- Born: 1650 Katta Sabour, Noorpur Bedi, Ropar, Punjab
- Died: 1705 (aged 54–55) Chamkaur, Punjab
- Burial place: Gurudwara Shaheed Burj
- Parents: Bhai Rania (father); Bibi Amaro (mother);
- Relatives: Bhai Bhanu of Saparod Kheri (grandfather)

= Sangat Singh (Sikh warrior) =

17th century Sikh warrior

Bhai Sangat Singh was a Sikh warrior and martyr of Battle of Chamkaur.

== Battle and death ==
Sangat Singh took part in battles of Bhangani, Bajrur, Nadaun, all four battle of Anandpur Sahib, Bansali, Nirmohgarh, Sarsa and Chamkaur.

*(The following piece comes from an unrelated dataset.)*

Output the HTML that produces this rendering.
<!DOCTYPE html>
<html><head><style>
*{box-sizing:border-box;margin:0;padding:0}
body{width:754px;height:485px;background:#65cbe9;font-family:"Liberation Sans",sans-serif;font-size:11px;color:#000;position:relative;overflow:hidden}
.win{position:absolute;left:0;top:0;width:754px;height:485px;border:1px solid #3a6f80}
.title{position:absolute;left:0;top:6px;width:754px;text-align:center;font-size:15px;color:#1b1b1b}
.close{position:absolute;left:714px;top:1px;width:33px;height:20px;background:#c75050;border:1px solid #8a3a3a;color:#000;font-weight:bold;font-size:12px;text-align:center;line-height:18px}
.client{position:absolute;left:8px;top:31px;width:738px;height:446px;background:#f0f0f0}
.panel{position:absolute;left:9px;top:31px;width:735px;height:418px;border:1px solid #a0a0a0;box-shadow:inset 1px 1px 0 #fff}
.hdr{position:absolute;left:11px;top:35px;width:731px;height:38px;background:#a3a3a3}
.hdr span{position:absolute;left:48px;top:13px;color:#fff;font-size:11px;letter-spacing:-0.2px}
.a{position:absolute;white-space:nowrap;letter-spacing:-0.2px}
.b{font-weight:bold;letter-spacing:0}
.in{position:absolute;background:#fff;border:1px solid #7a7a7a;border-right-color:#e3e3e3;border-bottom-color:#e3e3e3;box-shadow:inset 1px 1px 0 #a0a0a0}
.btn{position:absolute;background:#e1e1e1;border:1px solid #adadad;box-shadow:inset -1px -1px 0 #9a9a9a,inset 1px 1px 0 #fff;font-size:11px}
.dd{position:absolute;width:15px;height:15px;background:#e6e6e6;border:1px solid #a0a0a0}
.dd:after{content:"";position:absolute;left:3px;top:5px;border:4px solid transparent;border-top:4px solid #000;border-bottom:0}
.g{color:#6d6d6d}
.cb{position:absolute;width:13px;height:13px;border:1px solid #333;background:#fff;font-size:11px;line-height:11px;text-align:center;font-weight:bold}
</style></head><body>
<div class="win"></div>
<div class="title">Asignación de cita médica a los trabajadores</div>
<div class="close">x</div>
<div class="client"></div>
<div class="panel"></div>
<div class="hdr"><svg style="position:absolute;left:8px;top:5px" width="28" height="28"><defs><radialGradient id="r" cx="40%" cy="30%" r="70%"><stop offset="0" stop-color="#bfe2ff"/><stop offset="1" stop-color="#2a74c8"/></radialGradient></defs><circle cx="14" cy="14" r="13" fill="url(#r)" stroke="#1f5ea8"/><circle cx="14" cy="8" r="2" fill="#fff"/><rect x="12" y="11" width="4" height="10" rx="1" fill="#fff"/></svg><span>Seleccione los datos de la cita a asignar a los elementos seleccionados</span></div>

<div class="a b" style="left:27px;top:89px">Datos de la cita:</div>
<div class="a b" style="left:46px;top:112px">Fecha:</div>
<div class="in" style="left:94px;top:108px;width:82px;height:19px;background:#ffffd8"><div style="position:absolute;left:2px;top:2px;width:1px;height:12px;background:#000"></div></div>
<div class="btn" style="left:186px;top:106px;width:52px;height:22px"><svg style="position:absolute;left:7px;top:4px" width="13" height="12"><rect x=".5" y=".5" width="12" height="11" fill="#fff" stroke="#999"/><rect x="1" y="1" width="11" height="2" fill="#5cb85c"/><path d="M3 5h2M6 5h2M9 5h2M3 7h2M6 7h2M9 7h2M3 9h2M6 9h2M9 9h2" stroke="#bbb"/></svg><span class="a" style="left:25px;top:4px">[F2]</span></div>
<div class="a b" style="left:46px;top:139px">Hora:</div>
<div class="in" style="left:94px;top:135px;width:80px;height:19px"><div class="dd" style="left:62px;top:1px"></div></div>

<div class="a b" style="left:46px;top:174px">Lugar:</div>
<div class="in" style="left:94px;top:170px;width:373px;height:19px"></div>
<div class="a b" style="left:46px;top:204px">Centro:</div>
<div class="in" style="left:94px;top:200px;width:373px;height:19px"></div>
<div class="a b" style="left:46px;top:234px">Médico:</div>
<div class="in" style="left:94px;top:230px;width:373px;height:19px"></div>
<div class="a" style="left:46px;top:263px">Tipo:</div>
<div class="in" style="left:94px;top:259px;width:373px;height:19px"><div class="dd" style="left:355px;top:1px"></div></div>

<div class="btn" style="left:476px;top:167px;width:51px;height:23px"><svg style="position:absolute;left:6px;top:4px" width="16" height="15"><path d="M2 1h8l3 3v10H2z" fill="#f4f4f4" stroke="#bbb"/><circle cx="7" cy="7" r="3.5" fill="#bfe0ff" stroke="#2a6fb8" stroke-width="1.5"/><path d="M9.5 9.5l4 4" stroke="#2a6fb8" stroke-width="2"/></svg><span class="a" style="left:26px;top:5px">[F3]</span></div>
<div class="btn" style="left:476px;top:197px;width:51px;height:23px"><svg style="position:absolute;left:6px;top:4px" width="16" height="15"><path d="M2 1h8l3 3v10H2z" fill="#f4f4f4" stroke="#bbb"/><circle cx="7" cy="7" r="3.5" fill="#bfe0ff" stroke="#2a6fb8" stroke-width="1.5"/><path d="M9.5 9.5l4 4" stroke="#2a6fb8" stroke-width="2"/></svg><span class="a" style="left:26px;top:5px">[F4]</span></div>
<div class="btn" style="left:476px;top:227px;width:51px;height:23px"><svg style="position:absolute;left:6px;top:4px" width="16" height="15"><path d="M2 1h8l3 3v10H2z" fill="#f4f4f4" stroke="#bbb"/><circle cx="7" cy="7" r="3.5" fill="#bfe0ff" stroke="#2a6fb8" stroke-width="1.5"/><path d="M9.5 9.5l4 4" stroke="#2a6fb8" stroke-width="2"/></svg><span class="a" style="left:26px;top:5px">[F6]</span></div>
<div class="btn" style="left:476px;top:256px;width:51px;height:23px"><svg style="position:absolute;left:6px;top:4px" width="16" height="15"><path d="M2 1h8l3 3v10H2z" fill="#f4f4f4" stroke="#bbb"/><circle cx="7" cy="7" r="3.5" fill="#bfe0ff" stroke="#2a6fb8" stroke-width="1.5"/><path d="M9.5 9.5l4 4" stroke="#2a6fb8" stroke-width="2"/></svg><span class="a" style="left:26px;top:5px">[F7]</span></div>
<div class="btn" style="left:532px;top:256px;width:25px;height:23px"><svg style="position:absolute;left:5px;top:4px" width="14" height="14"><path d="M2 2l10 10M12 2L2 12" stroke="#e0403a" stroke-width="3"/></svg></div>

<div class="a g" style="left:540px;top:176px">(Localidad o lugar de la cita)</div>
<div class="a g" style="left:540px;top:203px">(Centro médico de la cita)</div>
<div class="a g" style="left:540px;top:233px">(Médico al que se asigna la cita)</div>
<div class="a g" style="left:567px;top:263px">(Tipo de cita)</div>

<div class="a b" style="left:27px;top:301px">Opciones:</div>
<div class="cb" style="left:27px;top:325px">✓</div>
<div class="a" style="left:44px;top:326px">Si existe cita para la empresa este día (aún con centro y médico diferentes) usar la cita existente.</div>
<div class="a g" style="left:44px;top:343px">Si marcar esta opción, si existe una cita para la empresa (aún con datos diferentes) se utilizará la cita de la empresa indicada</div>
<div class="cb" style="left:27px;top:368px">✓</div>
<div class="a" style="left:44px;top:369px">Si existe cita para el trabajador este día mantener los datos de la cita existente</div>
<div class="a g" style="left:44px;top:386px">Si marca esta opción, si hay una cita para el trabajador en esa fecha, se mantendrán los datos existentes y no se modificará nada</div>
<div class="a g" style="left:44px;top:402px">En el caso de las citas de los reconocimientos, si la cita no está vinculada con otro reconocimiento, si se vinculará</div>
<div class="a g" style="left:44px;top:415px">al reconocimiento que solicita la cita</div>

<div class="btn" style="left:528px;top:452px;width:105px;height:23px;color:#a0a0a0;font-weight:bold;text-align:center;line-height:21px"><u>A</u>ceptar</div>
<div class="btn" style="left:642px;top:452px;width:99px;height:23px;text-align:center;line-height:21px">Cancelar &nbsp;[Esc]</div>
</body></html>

In second Battle of Chamkaur, Sikh army lost most of their soldiers and Guru Gobind Singh Sahib decided to go to war front. It was opposed by present Sikhs. The Panj Pyare made a decision (Gurmat) and on their insistence, the Guru agreed to leave Chamkaur. His attire, dastar and kalgi was given to Bhai Sangat Singh, who stayed back while defending the fort. He bore a high degree of physical resemblance to Guru Gobind Singh Ji and disguised himself as the Guru in order to trick the enemy.

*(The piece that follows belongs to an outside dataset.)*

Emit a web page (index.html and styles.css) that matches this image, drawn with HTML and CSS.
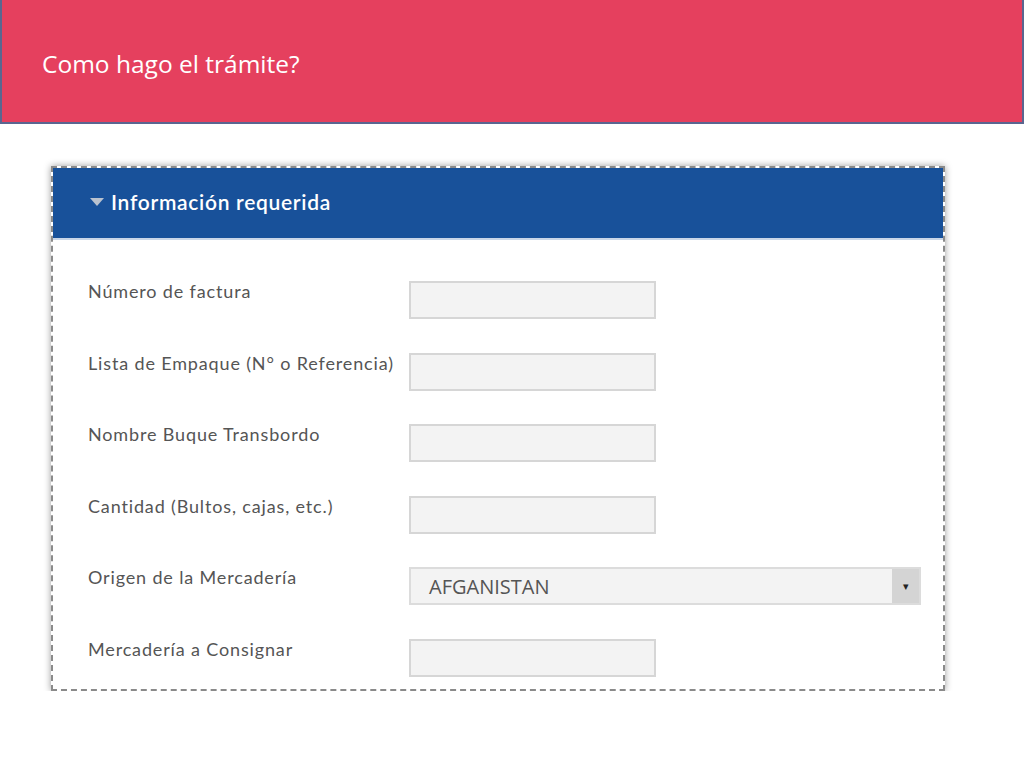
FILE: index.html
```html
<!DOCTYPE html>
<html lang="es">
<head>
    <meta charset="UTF-8">
    <title>Como hago el trámite?</title>
<link rel="stylesheet" href="styles.css">
</head>
<body>
    <!-- Banda del título -->
    <div class="banda">
        <h1>Como hago el trámite?</h1>
    </div>
    <!-- Panel con el formulario -->
    <div class="panel">
        <div class="panel-cabecera">
            <span class="flecha"></span>
            <h2>Información requerida</h2>
        </div>
        <div class="panel-cuerpo">
            <div class="fila">
                <label>Número de factura</label>
                <div class="campo"></div>
            </div>
            <div class="fila">
                <label>Lista de Empaque (N° o Referencia)</label>
                <div class="campo"></div>
            </div>
            <div class="fila">
                <label>Nombre Buque Transbordo</label>
                <div class="campo"></div>
            </div>
            <div class="fila">
                <label>Cantidad (Bultos, cajas, etc.)</label>
                <div class="campo"></div>
            </div>
            <div class="fila">
                <label>Origen de la Mercadería</label>
                <div class="selector">
                    <span class="selector-valor">AFGANISTAN</span>
                    <span class="selector-boton">&#9662;</span>
                </div>
            </div>
            <div class="fila">
                <label>Mercadería a Consignar</label>
                <div class="campo"></div>
            </div>
        </div>
    </div>
</body>
</html>
```

FILE: styles.css
```css
/* Estilo general */
body {
    margin: 0;
    background: #fff;
    font-family: "Lato", "Open Sans", sans-serif;
}

/* Banda roja del título */
.banda {
    height: 122px;
    background-color: #e5405e;
    border-left: 2px solid #5a6690;
    border-right: 2px solid #5a6690;
    border-bottom: 2px solid #5a6690;
    display: flex;
    align-items: center;
}

.banda h1 {
    margin: 0 0 0 40px;
    padding-top: 4px;
    color: #fff;
    font-family: "Open Sans", sans-serif;
    font-weight: 400;
    font-size: 24.5px;
}

/* Panel del formulario */
.panel {
    width: 890px;
    margin: 42px 0 0 51px;
    border: 2px dashed #8a8a8a;
    box-shadow: 0 0 7px rgba(0, 0, 0, 0.4);
    background: #fff;
}

.panel-cabecera {
    height: 70px;
    background-color: #18519a;
    border-bottom: 2px solid #c9d6e8;
    display: flex;
    align-items: center;
    padding-left: 37px;
}

.panel-cabecera h2 {
    margin: 0 0 3px 0;
    color: #fff;
    font-size: 21px;
    font-weight: 600;
    letter-spacing: 0.7px;
}

/* Triángulo del desplegable */
.flecha {
    width: 0;
    height: 0;
    border-left: 7px solid transparent;
    border-right: 7px solid transparent;
    border-top: 8px solid #b9c2cf;
    margin-right: 7px;
    margin-top: -2px;
}

.panel-cuerpo {
    padding: 41px 0 10px 35px;
}

.fila {
    display: flex;
    align-items: flex-start;
    height: 71.6px;
}

.fila:last-child {
    height: 40px;
}

.fila label {
    width: 321px;
    color: #555;
    font-size: 18px;
    letter-spacing: 0.85px;
    margin-top: -1px;
}

/* Cajas de texto */
.campo {
    width: 243px;
    height: 34px;
    border: 2px solid #d6d6d6;
    background: #f3f3f3;
}

/* Selector de país */
.selector {
    width: 508px;
    height: 34px;
    border: 2px solid #dcdcdc;
    background: #f3f3f3;
    display: flex;
    align-items: center;
}

.selector-valor {
    flex: 1;
    padding-left: 18px;
    color: #555;
    font-size: 20px;
    font-family: "Open Sans", sans-serif;
}

.selector-boton {
    width: 27px;
    height: 34px;
    background: #d4d4d4;
    color: #222;
    font-size: 11px;
    display: flex;
    justify-content: center;
    align-items: center;
}
```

Sant Singh was also at the fort with Sangat Singh and after Guru's exit, both of them faced the Mughal army and died fighting against them. The Mughal army was mistaken and assumed that Sangat Singh was actually Guru Gobind Singh. It took them some hours to try and identify the body, to realize their mistake.